Ils se tiennent toujours les coudes ? Mais bien sûr que c’est vrai ! Et pourquoi donc ? Parce que depuis toujours on les tue (plus ou moins selon les périodes) non pas pour ce qu’ils font ou ce qu’ils auraient fait, mais pour ce qu’ils sont. Depuis toujours, des millions d’hommes, qui ne sont pas juifs, payent eux aussi leur tribut à la mort. Des Français ont été assassinés par les nazis, mais pas parce qu’ils étaient français. Des Arabes meurent par dizaines de milliers en Syrie, en Irak, en Égypte, mais pas parce qu’ils sont arabes. Des Palestiniens perdent la vie dans un conflit avec Israël, mais pas parce qu’ils sont palestiniens. Des Noirs se font massacrer en Afrique, mais pas parce qu’ils sont noirs.

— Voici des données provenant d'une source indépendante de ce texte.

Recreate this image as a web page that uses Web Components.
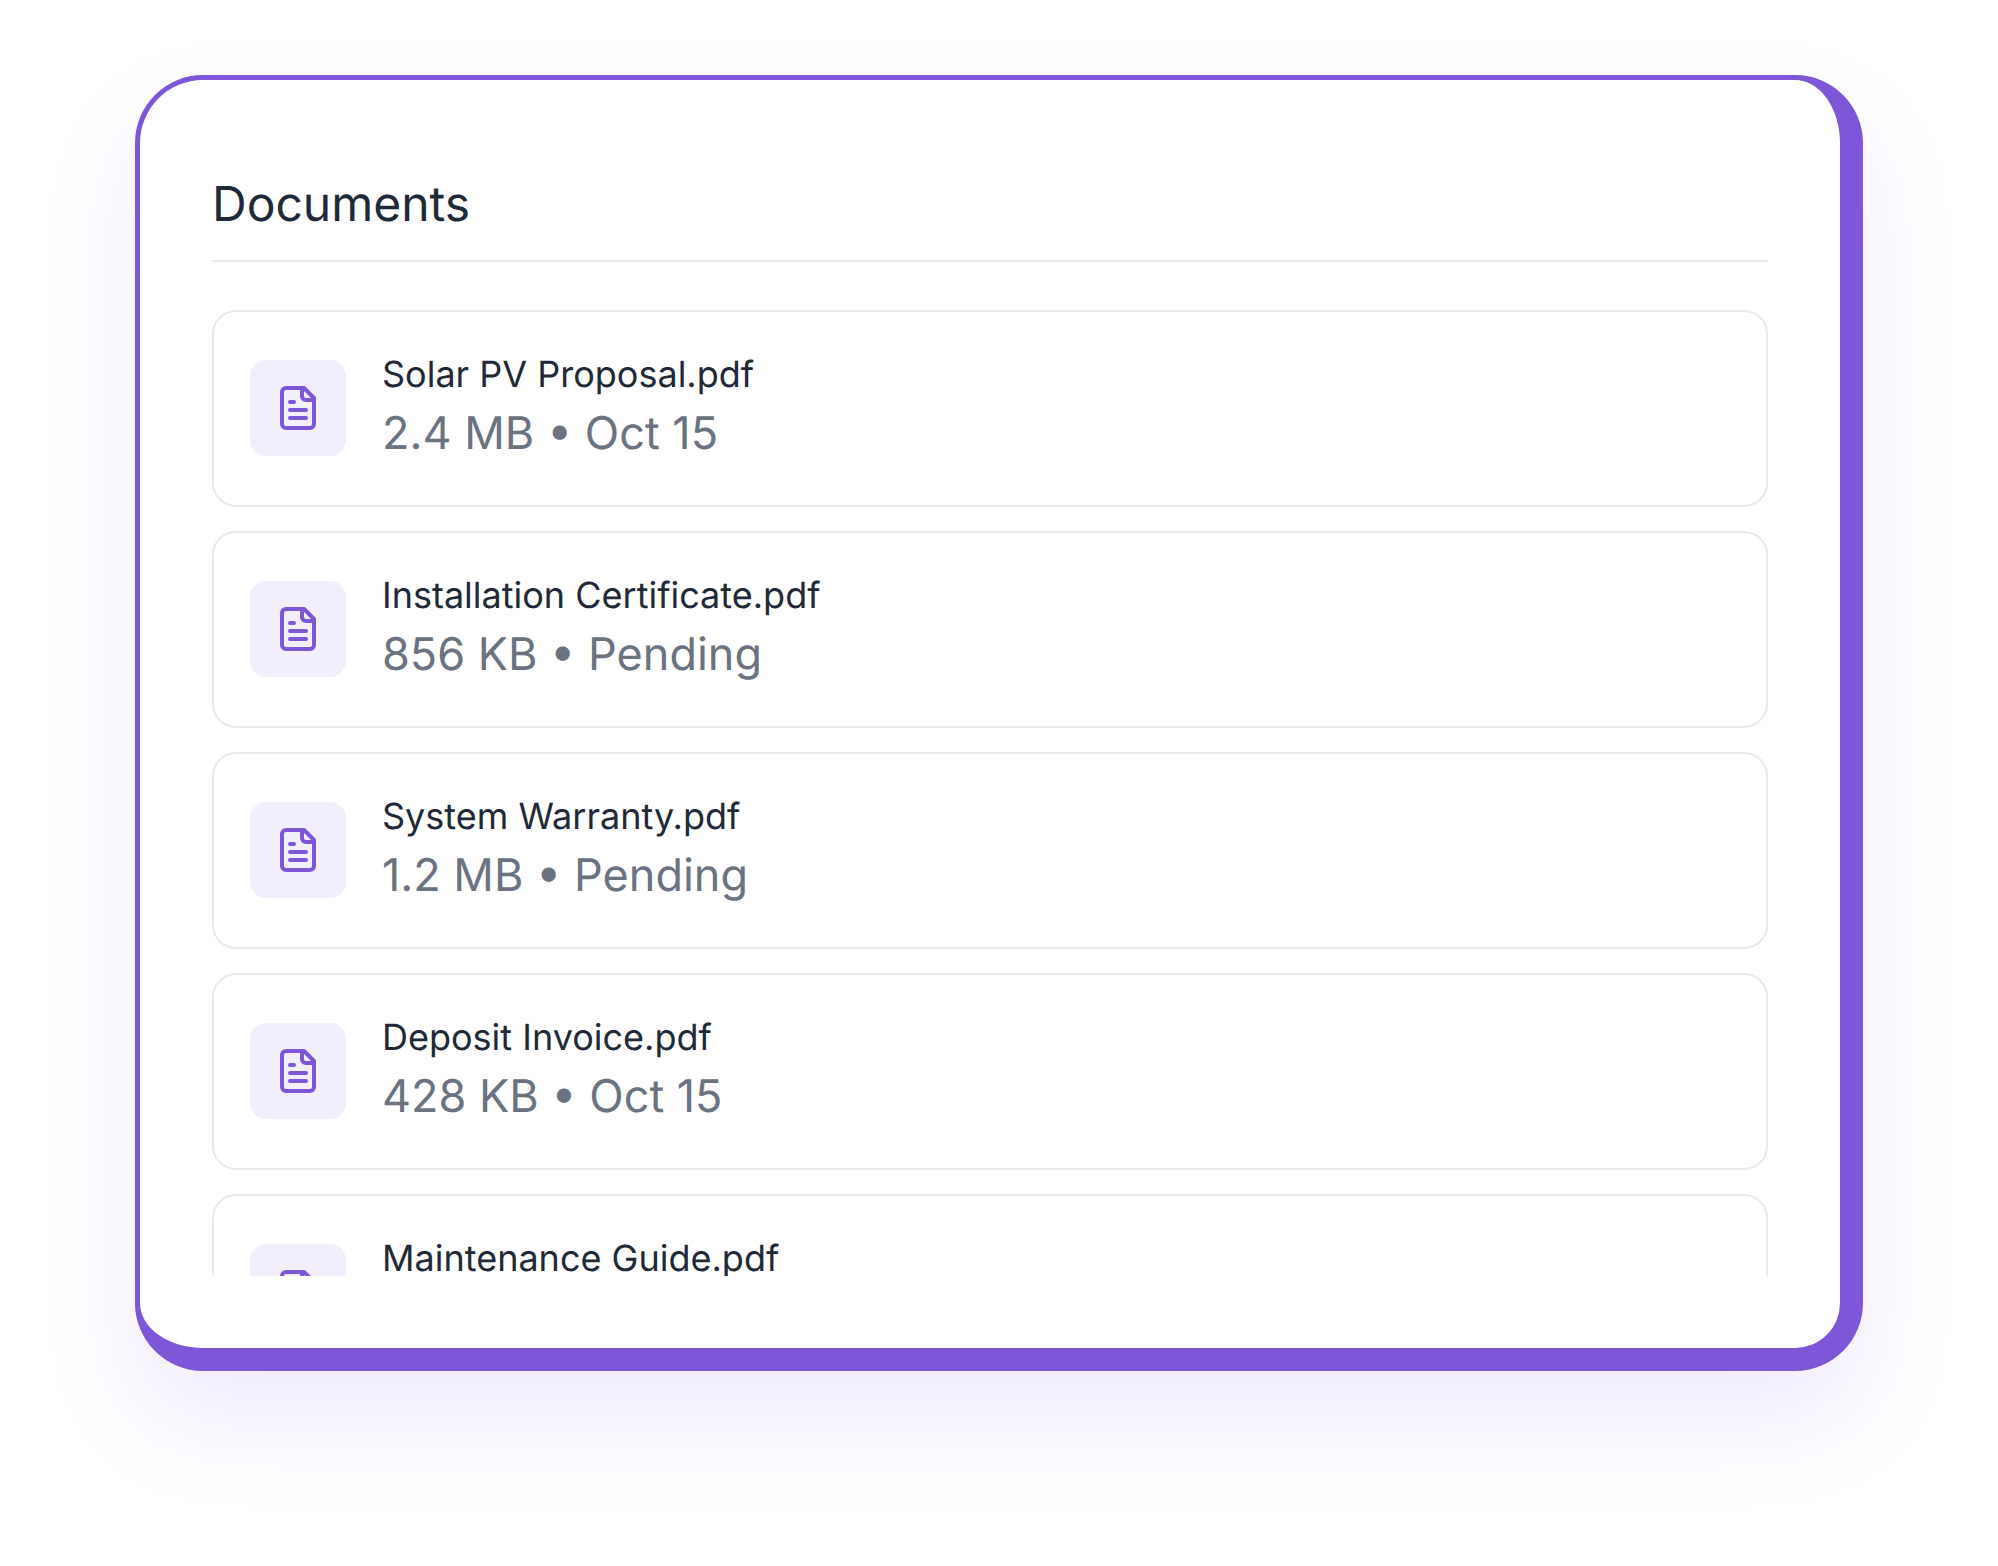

Seuls, à un moment de leur histoire, les Arméniens et les Tutsis ont partagé avec les Juifs l’atroce privilège d’être assassinés pour ce qu’ils étaient. Concernant les Juifs ça dure depuis bientôt deux mille ans… Et cette mémoire se transmet (et pas seulement celle d’Auschwitz), sans cesse rafraîchie par une actualité couleur sang.
Quand, pendant les croisades, des chevaliers européens égorgeaient sur leur chemin les hommes, les femmes et les enfants juifs de la vallée du Rhin, les Juifs du sud de la France, relativement à l’abri, se sentaient un peu plus juifs en découvrant les récits de ces abominations.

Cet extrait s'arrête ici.